◆ **WHAT TO WORK ON**:
Pull out every line from the listing that has the word "React".
***** DATA SHOWN
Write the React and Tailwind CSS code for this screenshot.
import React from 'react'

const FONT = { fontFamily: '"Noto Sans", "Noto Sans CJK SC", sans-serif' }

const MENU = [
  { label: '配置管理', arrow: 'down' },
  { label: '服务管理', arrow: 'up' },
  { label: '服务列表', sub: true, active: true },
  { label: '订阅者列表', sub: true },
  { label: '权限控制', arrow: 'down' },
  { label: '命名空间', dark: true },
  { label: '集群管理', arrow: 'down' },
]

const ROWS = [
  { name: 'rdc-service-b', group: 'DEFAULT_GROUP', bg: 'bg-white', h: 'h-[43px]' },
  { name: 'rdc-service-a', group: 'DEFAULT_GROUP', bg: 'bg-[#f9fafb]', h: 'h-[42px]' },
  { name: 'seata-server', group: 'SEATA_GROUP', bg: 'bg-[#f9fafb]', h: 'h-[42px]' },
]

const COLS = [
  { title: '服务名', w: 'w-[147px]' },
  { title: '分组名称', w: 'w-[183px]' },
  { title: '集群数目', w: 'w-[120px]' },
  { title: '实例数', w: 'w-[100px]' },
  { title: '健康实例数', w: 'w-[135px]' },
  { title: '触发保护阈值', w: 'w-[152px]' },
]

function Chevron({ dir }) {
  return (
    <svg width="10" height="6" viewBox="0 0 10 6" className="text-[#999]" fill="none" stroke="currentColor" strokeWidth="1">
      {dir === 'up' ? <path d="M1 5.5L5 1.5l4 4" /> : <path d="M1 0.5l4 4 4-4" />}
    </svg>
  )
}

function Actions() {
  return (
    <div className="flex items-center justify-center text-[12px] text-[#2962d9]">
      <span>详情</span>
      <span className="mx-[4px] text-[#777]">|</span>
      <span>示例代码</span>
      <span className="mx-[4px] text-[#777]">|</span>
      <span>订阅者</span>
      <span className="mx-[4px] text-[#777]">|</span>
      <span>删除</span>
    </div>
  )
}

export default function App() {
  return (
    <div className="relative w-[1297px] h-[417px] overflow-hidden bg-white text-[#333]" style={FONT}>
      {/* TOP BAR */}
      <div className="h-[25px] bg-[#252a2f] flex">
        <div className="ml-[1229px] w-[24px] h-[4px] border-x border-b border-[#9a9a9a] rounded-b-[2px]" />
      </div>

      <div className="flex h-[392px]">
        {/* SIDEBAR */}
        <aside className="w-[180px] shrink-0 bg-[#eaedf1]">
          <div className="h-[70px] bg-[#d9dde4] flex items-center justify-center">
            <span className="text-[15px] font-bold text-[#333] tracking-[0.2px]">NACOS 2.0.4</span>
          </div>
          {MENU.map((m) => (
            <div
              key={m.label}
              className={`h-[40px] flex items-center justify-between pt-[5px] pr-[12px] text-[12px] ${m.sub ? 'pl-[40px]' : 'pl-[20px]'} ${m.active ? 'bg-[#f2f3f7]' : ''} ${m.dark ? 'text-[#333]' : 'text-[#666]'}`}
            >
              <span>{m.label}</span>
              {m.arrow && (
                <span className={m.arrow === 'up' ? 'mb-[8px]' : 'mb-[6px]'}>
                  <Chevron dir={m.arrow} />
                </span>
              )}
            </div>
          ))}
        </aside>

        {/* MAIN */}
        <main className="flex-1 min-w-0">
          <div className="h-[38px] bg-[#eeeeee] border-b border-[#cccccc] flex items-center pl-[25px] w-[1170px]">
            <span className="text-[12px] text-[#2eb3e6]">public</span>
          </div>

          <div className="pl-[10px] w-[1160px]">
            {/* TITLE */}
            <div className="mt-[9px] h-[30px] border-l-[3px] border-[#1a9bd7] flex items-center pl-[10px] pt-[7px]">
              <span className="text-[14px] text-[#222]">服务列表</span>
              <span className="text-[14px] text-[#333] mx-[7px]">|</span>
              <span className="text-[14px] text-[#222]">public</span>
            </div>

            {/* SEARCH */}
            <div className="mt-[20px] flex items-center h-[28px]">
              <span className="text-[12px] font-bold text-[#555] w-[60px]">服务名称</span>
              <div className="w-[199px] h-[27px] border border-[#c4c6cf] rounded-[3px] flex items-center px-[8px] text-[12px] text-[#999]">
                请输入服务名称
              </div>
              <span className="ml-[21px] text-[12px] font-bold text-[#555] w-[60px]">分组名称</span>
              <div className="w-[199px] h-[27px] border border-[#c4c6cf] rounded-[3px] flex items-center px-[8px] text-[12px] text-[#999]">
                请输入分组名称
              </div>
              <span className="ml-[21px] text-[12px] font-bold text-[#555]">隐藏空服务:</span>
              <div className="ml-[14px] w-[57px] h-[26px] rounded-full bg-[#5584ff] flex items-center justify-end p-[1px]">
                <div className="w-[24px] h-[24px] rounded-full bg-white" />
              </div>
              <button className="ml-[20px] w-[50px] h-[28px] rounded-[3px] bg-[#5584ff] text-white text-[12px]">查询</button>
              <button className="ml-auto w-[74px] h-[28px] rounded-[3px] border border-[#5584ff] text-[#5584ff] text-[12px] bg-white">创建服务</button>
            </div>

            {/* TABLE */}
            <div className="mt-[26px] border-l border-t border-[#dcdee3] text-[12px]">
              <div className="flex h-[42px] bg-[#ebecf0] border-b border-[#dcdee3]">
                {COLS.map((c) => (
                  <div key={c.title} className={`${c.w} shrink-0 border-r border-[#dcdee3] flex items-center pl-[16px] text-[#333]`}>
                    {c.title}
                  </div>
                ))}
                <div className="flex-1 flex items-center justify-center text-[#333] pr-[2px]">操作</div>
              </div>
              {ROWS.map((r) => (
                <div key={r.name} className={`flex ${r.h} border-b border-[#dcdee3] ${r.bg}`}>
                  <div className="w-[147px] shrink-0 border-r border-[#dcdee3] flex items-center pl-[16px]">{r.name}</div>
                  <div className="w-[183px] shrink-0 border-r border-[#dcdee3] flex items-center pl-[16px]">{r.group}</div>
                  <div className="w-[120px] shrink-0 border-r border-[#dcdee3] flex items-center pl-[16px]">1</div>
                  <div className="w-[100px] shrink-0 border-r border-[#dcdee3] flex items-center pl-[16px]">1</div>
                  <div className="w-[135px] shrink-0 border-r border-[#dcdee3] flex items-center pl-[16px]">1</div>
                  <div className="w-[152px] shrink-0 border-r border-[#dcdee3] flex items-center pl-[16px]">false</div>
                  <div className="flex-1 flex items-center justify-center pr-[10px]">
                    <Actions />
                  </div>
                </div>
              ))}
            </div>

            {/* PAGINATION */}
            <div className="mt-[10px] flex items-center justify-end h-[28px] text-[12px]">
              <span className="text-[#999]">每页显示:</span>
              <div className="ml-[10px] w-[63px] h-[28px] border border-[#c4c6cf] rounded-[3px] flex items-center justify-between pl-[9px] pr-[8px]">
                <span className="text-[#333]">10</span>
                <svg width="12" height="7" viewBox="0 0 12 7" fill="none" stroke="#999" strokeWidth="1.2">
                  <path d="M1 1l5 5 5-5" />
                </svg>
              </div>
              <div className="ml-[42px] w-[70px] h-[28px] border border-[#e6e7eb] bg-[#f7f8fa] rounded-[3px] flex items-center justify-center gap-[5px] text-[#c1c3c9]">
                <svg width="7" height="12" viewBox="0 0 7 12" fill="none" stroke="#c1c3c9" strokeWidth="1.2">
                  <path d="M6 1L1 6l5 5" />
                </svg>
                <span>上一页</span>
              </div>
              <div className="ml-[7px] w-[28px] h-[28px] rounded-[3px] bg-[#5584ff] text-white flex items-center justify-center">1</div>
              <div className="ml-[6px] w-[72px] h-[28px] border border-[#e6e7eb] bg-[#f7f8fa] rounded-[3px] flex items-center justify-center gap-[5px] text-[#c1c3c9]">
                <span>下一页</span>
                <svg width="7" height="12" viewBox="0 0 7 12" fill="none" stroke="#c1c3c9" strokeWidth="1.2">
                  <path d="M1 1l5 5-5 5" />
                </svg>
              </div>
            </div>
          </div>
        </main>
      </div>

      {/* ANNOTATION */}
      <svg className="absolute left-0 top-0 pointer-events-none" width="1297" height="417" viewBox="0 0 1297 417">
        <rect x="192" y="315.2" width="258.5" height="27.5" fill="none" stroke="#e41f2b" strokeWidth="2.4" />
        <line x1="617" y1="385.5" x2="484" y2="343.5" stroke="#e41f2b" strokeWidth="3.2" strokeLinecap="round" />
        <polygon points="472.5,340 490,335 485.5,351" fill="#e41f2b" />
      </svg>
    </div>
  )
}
**********
***** DATA SHOWN
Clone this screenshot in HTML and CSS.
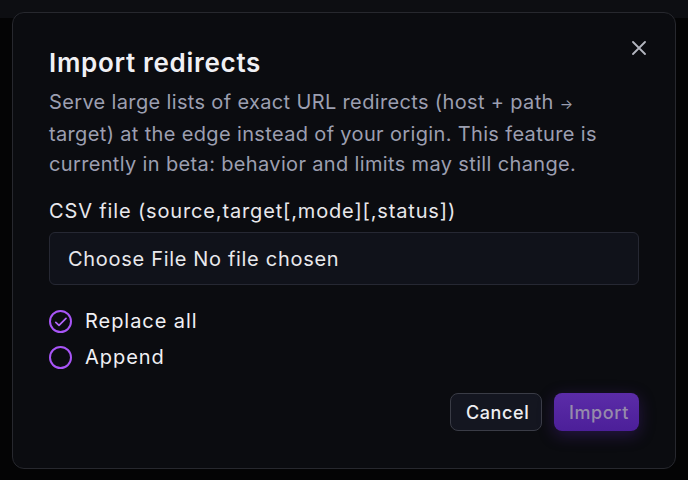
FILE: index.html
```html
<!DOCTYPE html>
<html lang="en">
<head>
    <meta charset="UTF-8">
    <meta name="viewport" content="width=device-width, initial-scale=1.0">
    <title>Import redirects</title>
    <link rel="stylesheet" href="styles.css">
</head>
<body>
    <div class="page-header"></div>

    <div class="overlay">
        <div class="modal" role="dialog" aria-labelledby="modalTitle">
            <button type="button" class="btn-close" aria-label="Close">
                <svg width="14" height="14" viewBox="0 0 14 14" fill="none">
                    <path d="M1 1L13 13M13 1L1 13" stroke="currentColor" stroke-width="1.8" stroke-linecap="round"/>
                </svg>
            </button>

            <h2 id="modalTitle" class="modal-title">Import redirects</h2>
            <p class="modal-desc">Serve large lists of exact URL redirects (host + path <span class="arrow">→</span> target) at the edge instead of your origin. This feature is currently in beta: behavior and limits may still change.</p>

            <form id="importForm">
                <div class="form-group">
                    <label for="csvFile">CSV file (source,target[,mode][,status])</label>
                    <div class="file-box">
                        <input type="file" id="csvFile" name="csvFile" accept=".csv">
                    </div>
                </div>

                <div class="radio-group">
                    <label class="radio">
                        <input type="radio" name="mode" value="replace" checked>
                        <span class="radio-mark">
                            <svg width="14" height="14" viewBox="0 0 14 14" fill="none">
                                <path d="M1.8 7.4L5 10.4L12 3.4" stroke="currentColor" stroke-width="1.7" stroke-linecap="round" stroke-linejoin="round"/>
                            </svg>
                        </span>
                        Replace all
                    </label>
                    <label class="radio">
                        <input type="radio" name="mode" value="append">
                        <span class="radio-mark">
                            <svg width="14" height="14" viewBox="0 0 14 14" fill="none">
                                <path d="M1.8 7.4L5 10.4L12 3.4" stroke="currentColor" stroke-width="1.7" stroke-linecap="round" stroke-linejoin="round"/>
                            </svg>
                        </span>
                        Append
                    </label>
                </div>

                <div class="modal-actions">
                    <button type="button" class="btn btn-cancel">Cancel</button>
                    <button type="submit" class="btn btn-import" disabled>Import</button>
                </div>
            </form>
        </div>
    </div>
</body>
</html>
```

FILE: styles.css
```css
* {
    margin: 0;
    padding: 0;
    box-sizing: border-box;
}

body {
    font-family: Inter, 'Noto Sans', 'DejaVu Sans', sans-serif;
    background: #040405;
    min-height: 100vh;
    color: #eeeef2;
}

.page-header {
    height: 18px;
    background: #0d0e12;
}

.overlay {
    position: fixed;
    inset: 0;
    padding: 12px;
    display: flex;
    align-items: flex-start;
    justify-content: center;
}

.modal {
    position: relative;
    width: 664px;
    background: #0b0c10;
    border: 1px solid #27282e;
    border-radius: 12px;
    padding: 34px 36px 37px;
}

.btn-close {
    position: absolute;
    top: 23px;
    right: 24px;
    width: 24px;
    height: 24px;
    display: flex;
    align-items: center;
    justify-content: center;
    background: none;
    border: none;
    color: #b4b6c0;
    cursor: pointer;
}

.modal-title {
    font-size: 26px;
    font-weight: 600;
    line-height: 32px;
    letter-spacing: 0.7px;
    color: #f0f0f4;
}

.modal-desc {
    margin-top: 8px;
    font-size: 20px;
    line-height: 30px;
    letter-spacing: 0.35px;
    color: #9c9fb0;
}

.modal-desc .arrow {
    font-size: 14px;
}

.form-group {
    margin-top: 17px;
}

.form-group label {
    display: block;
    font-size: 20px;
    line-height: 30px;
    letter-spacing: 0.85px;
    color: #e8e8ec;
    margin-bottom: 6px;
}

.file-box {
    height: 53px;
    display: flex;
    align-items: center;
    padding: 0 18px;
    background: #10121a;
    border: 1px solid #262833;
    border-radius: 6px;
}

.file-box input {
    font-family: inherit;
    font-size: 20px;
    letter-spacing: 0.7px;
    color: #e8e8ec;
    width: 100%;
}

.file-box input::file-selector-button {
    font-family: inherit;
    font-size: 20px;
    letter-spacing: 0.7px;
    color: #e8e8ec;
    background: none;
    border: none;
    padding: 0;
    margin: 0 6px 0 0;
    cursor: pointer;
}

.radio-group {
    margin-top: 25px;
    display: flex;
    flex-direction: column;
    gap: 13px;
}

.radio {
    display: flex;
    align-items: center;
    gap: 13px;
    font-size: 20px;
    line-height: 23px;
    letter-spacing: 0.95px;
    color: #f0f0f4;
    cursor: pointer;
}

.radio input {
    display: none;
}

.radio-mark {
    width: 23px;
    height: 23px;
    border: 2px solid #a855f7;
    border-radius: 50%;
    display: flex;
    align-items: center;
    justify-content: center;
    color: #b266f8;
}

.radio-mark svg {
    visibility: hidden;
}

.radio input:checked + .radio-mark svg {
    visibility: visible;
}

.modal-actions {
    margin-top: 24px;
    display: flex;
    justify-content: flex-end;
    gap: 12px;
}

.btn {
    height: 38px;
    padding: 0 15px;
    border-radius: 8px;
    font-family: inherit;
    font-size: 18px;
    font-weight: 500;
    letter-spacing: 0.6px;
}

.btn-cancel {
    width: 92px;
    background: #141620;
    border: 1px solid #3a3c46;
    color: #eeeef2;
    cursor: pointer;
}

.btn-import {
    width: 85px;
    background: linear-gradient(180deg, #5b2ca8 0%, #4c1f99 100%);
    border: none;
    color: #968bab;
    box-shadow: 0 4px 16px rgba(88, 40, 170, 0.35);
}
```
**********
***** DATA SHOWN
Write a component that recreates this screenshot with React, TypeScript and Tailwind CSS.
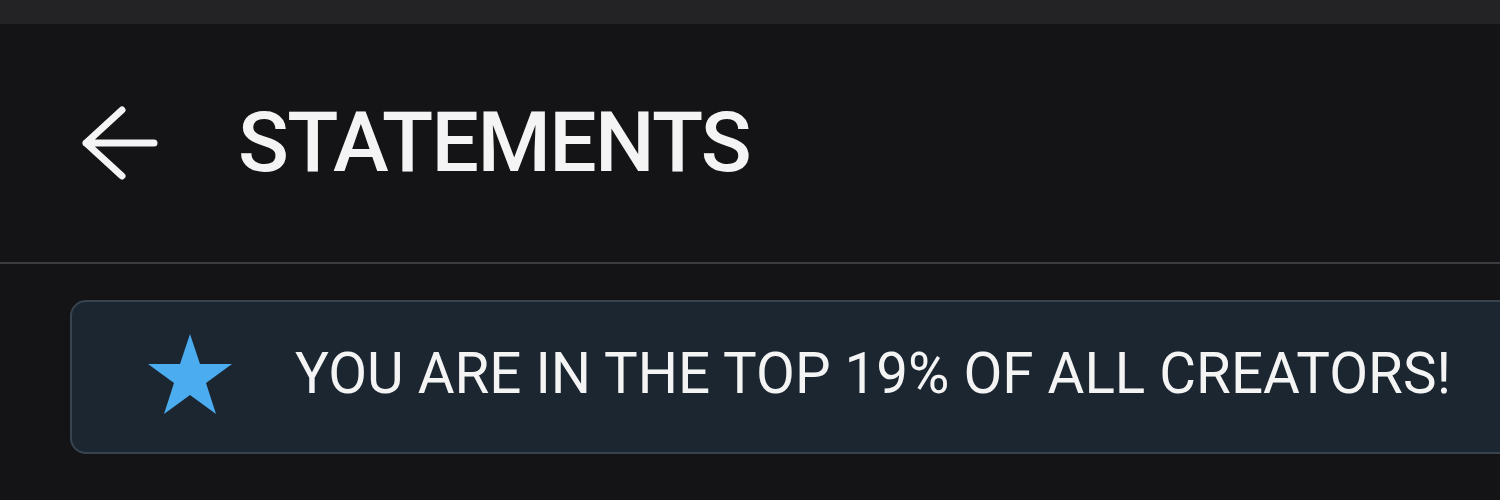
**********
◆ **ANSWER TO THE EXERCISE**:
Write the React and Tailwind CSS code for this screenshot.
import React from 'react'
Write a component that recreates this screenshot with React, TypeScript and Tailwind CSS.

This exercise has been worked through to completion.